By Michael Aushenker

The underground bars of the Roaring ‘20s come back to life on Dec. 5 — 80 years to the day since the repeal of Prohibition — with the revival of the era’s music and libation habits at a venue that once housed an actual speakeasy.
The Repeal Day Celebration at the basement-level Del Monte Speakeasy features the ragtime music of Brad Kay and his Regressive Jazz Quartet, tastings of period drinks and a talk by noted cocktail historian Richard Foss, The Argonaut’s restaurant critic.
The current owners of The Townhouse are only the third family to care-take this historic establishment since it opened in 1915. In 1921, The Townhouse became a grocery store with a speakeasy downstairs.
Whether the market part operated in earnest or was only a front is hard to say, but “I don’t think the cared if they did or didn’t [sell groceries],” said Brandon Ristaino, beverage director at The Townhouse and Del Monte Speakeasy as well as the director of operations for the ownership group Temple Bar Concepts.
Aside from a few cosmetic changes that have since been reversed to restore the lower-level’s original ambiance, the Del Monte Speakeasy “hasn’t changed,” Ristaino said. “The bones of the bar are still intact. It changed a bit and we brought it back in.”
Ristaino said the last six or seven years preceding the Prohibition became “the tail end of the golden age of the cocktail” in America. When alcohol became illegal and everything went subterranean, it not only disrupted the flow of alcohol but stemmed the creative flow of the art of cocktail-making. But during the Prohibition, some amazing cocktails were being created overseas in places such as Cuba, London, Paris, Singapore and Japan.
Foss, the California curator for the Museum of the American Cocktail and on the board of the Culinary Historians of Southern California, will deliver a talk titled “How Prohibition Changed America.”
His first book, “Rum: A Global History,” was published by Reaktion Books in 2012, and his next, “Food in Flight From the Zeppelin Era to the Space Station,” will be released in next year by AltaMira Publishing.

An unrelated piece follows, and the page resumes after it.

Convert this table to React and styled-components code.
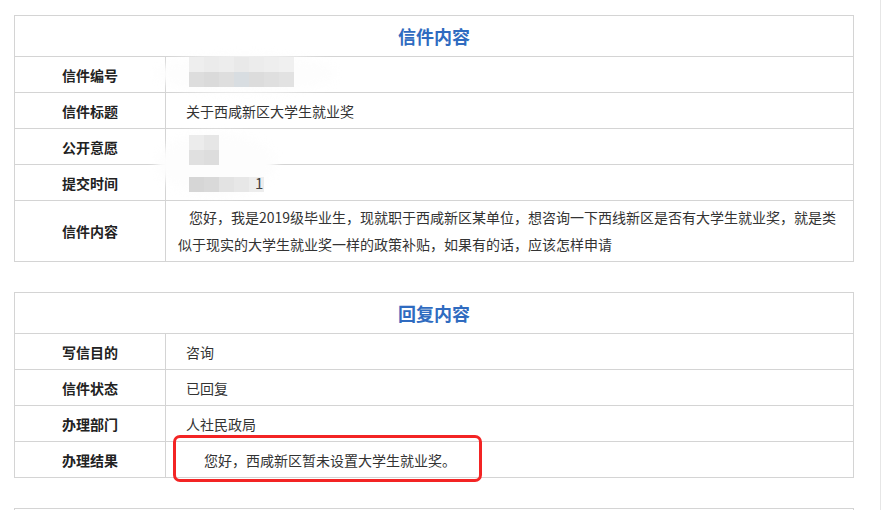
import React from "react"
import styled, { createGlobalStyle } from "styled-components"

const GlobalStyle = createGlobalStyle`
  body {
    margin: 0;
    background: #fff;
    font-family: "Noto Sans CJK SC", "Noto Sans", sans-serif;
    color: #333;
  }
`

// grey tones of the pixelated (redacted) areas, one row per list
const idTones = [
  ["#eeeeee", "#ebebeb", "#ededed", "#e9e9e9", "#ececec", "#eeeeee", "#f0f0f0"],
  ["#dddddd", "#dadada", "#dedede", "#d8dde1", "#dcdcdc", "#dfdfdf", "#e2e2e2"],
]
const openTones = [
  ["#ececec", "#e6e6e6"],
  ["#e0e0e0", "#dddddd"],
]
const timeTones = [["#d6d6d6", "#d9d9d9", "#e3e3e3", "#e7e7e7", "#ededed"]]

function Mosaic({ tones, left, top, size = 15 }) {
  return (
    <Pixels $left={left} $top={top} $cols={tones[0].length} $size={size}>
      {tones.flat().map((t, i) => (
        <Pixel key={i} $tone={t} />
      ))}
    </Pixels>
  )
}

export default function App() {
  return (
    <>
      <GlobalStyle />
      <Page>
        <Table>
          <colgroup>
            <col style={{ width: 151 }} />
            <col />
          </colgroup>
          <tbody>
            <tr>
              <HeadCell colSpan={2}>信件内容</HeadCell>
            </tr>
            <tr>
              <Label>信件编号</Label>
              <Value>
                <Smear $left={-10} $top={-2} $w={180} $h={38} />
                <Mosaic tones={idTones} left={23} top={0} />
              </Value>
            </tr>
            <tr>
              <Label>信件标题</Label>
              <Value>关于西咸新区大学生就业奖</Value>
            </tr>
            <tr>
              <Label>公开意愿</Label>
              <Value>
                <Smear $left={-10} $top={4} $w={120} $h={62} />
                <Mosaic tones={openTones} left={23} top={6} size={15} />
              </Value>
            </tr>
            <tr>
              <Label>提交时间</Label>
              <Value>
                <Mosaic tones={timeTones} left={23} top={12} size={15} />
                <Digit>1</Digit>
              </Value>
            </tr>
            <tr>
              <Label>信件内容</Label>
              <Content>
                您好，我是2019级毕业生，现就职于西咸新区某单位，想咨询一下西线新区是否有大学生就业奖，就是类<br />
                似于现实的大学生就业奖一样的政策补贴，如果有的话，应该怎样申请
              </Content>
            </tr>
          </tbody>
        </Table>

        <Table>
          <colgroup>
            <col style={{ width: 151 }} />
            <col />
          </colgroup>
          <tbody>
            <tr>
              <HeadCell colSpan={2}>回复内容</HeadCell>
            </tr>
            <tr>
              <Label>写信目的</Label>
              <Value>咨询</Value>
            </tr>
            <tr>
              <Label>信件状态</Label>
              <Value>已回复</Value>
            </tr>
            <tr>
              <Label>办理部门</Label>
              <Value>人社民政局</Value>
            </tr>
            <tr>
              <Label>办理结果</Label>
              <Value $indent={18}>
                您好，西咸新区暂未设置大学生就业奖。
                <Marker />
              </Value>
            </tr>
          </tbody>
        </Table>

        <Table>
          <tbody>
            <tr>
              <HeadCell />
            </tr>
          </tbody>
        </Table>
      </Page>
    </>
  )
}

const Page = styled.div`
  width: 866px;
  min-height: 540px;
  padding: 15px 0 0 14px;
  border-right: 1px solid #e6e6e6;
`

const Table = styled.table`
  width: 840px;
  border-collapse: collapse;
  table-layout: fixed;
  margin-bottom: 30px;

  td {
    border: 1px solid #d4d4d4;
    padding: 0;
    font-size: 14px;
  }
`

const HeadCell = styled.td`
  height: 40px;
  text-align: center;
  font-size: 18px !important;
  font-weight: 700;
  color: #2f6bc0;
`

const Label = styled.td`
  height: 35px;
  text-align: center;
  font-weight: 700;
  color: #222;
`

const Value = styled.td`
  position: relative;
  height: 35px;
  padding: 0 20px !important;
  text-indent: ${p => p.$indent || 0}px;
  color: #333;
`

const Content = styled.td`
  padding: 3px 4px 3px 12px !important;
  line-height: 27px;
  text-indent: 11px;
  color: #333;
`

const Smear = styled.span`
  position: absolute;
  left: ${p => p.$left}px;
  top: ${p => p.$top}px;
  width: ${p => p.$w}px;
  height: ${p => p.$h}px;
  border-radius: 50%;
  background: #fdfdfd;
  filter: blur(5px);
`

const Pixels = styled.span`
  position: absolute;
  left: ${p => p.$left}px;
  top: ${p => p.$top}px;
  display: grid;
  grid-template-columns: repeat(${p => p.$cols}, ${p => p.$size}px);
  grid-auto-rows: ${p => p.$size}px;
  filter: blur(0.6px);
`

const Pixel = styled.span`
  background: ${p => p.$tone};
`

const Digit = styled.span`
  position: absolute;
  left: 89px;
  top: 9px;
  line-height: 18px;
  font-size: 15px;
  color: #444;
`

const Marker = styled.span`
  position: absolute;
  left: 7px;
  top: -7px;
  width: 303px;
  height: 41px;
  border: 3px solid #f32424;
  border-radius: 7px;
`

“The Del Monte will be the perfect place for this lecture,” said Foss. “It is the second-oldest remaining bar in Los Angeles (after Cole’s in downtown L.A.) and the downstairs room where this lecture will be given was a speakeasy in the 1920s, complete with tunnels under the street to a nearby hotel to facilitate illegal liquor shipments.”
Also, “I particularly like lecturing about cocktails while people drink them,” he said.
For the $25 admission price, attendees will get to try the very cocktails Foss will be historically dissecting, including pisco punch, Irish whiskey punch and at least one gin drink.
“I’m going to have a hard time working,” said Ristaino, the evening’s mixologist. “I want to sit down and listen to Richard and enjoy the music. It’s going to be a blast.”